Poetry Has Changed My Life
Since Billy Collins introduced me to poetry, I have read thousands of poems and written hundreds of my own. I did gobs of research and eventually taught beginning poetic techniques in college creative writing courses. A poem like Ponsot’s still makes me feel like an idiot, but my repertoire has grown to include many wonderful modern poets—Komunyakaa, Oliver, Laux, Olds, Kooser, Harding, Howe, Bishop, Levertov, Kenyon, Brown, Angelou… I also have expanded my appreciation of the immortals—Frost, Thomas, Shakespeare, Dickinson, Whitman, Poe, Yeats, Neruda, Browning, Hughes, Kipling, Byron, Blake…

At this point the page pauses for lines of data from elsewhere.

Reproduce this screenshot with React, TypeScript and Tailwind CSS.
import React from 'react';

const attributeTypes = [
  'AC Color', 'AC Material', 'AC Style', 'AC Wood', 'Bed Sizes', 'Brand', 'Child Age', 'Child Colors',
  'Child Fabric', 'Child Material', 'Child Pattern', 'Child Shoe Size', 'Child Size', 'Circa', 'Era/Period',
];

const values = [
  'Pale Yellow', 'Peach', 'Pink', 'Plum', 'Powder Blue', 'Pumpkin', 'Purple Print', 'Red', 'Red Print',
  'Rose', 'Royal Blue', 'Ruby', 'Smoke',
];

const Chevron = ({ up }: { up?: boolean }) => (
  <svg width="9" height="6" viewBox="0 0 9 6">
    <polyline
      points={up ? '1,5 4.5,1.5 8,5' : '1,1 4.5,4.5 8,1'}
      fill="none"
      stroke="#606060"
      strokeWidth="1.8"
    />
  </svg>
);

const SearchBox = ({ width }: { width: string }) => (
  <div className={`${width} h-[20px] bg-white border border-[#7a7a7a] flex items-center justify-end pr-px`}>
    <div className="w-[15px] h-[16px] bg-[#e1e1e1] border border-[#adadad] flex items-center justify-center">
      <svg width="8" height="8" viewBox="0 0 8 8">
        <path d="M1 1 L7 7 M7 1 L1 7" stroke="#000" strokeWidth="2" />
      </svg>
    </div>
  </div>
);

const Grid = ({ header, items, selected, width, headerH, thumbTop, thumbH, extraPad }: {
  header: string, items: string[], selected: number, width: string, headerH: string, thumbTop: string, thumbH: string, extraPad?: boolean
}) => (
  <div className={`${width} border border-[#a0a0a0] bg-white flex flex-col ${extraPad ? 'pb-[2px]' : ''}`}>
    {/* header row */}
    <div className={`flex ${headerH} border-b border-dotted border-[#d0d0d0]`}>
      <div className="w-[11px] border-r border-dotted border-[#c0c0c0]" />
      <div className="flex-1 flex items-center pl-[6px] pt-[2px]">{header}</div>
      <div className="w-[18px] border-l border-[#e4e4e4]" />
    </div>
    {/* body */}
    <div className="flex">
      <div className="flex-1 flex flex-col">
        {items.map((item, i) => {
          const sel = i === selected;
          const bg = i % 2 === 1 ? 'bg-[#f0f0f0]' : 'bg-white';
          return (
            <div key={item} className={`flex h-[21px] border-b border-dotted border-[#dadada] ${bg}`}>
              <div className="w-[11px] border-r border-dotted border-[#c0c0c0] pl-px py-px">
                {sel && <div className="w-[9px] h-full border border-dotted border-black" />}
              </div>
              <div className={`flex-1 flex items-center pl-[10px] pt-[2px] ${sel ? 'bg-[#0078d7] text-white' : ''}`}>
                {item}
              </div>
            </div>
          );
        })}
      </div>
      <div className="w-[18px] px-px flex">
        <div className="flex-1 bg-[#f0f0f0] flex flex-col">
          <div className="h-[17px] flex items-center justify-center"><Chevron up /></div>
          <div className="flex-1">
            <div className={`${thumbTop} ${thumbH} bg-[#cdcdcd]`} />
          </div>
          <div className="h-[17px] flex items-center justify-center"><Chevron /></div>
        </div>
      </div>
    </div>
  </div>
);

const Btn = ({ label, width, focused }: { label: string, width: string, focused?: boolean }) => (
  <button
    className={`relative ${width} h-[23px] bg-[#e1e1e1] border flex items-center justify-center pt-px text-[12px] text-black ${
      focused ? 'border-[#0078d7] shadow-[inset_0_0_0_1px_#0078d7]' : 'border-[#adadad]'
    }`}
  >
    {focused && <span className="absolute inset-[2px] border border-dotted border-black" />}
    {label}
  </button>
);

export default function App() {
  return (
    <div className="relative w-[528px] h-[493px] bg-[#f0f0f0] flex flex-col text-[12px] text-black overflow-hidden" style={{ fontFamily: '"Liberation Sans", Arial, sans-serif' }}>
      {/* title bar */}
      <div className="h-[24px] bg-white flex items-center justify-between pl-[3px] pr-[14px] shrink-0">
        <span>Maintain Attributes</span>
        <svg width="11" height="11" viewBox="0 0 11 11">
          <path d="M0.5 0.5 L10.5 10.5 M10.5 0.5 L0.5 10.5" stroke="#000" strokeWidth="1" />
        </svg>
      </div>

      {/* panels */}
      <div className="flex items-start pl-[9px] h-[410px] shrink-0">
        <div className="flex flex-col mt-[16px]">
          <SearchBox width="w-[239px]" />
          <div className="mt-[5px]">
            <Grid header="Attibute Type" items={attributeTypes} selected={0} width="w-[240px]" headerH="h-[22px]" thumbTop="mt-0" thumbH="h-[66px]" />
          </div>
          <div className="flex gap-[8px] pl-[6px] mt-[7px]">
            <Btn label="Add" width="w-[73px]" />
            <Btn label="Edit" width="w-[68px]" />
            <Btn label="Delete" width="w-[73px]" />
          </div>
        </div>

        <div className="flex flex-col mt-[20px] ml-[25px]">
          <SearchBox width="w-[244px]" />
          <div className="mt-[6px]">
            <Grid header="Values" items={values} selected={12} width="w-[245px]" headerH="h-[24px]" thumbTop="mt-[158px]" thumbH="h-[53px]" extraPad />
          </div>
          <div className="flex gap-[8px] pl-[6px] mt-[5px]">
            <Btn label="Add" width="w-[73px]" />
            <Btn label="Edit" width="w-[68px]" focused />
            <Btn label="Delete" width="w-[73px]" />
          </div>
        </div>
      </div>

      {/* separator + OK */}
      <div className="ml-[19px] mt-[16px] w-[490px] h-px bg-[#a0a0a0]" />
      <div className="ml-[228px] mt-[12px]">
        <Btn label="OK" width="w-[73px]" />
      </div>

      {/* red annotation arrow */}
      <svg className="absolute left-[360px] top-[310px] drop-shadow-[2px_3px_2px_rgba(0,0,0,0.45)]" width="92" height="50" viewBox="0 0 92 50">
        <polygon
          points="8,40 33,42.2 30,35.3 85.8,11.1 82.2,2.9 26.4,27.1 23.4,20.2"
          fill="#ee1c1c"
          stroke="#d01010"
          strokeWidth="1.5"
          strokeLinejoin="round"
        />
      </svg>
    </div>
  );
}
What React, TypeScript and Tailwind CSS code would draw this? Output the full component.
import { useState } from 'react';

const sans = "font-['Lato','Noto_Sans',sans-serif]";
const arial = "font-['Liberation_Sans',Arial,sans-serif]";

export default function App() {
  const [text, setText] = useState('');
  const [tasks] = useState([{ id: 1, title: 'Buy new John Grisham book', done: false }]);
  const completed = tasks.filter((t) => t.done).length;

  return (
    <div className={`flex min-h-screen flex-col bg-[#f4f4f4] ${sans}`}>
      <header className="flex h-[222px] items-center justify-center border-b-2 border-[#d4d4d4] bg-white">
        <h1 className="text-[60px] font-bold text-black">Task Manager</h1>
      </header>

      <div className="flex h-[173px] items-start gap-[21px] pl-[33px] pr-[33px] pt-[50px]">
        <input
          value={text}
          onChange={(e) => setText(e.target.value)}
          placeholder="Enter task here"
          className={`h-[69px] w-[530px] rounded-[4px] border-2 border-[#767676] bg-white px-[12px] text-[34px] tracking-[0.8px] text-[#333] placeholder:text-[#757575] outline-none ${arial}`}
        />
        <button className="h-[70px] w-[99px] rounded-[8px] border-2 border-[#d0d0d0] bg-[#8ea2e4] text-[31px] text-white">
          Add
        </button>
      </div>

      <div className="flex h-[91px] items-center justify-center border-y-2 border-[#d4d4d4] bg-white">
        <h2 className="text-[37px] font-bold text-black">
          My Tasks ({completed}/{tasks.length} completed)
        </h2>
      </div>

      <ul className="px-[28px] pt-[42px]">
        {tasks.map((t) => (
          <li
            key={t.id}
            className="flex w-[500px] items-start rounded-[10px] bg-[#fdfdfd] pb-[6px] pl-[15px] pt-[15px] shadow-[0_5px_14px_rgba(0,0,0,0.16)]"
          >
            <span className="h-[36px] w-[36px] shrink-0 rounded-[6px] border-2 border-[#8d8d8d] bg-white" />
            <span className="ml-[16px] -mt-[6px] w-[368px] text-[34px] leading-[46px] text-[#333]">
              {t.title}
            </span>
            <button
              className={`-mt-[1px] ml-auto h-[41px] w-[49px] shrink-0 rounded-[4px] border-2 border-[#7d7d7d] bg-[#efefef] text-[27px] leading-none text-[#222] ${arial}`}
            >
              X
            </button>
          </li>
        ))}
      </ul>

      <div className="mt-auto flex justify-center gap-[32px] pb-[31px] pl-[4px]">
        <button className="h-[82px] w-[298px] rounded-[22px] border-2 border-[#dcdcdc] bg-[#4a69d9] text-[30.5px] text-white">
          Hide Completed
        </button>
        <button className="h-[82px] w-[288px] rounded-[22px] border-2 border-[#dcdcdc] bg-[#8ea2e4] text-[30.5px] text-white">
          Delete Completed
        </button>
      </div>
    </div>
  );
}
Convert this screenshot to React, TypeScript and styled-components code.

I wrote many of my poems after the death of my son. I found poetry to be the medium that best expressed my grief. Here is the rest of my poem from the opening of this post:
Alas, I understand.
Poetry harbors passion too intense to leave exposed and vulnerable,
Too painful to speak unveiled,
Too beautiful to leave unadorned.
Poetry speaks the language of ecstasy and grief
Where nothing is clear
And emotions compete and conflict
And images transcend words.
Would that I never learned this language.
I hope Billy Collins opens your eyes to poetry, too. What will you do with it?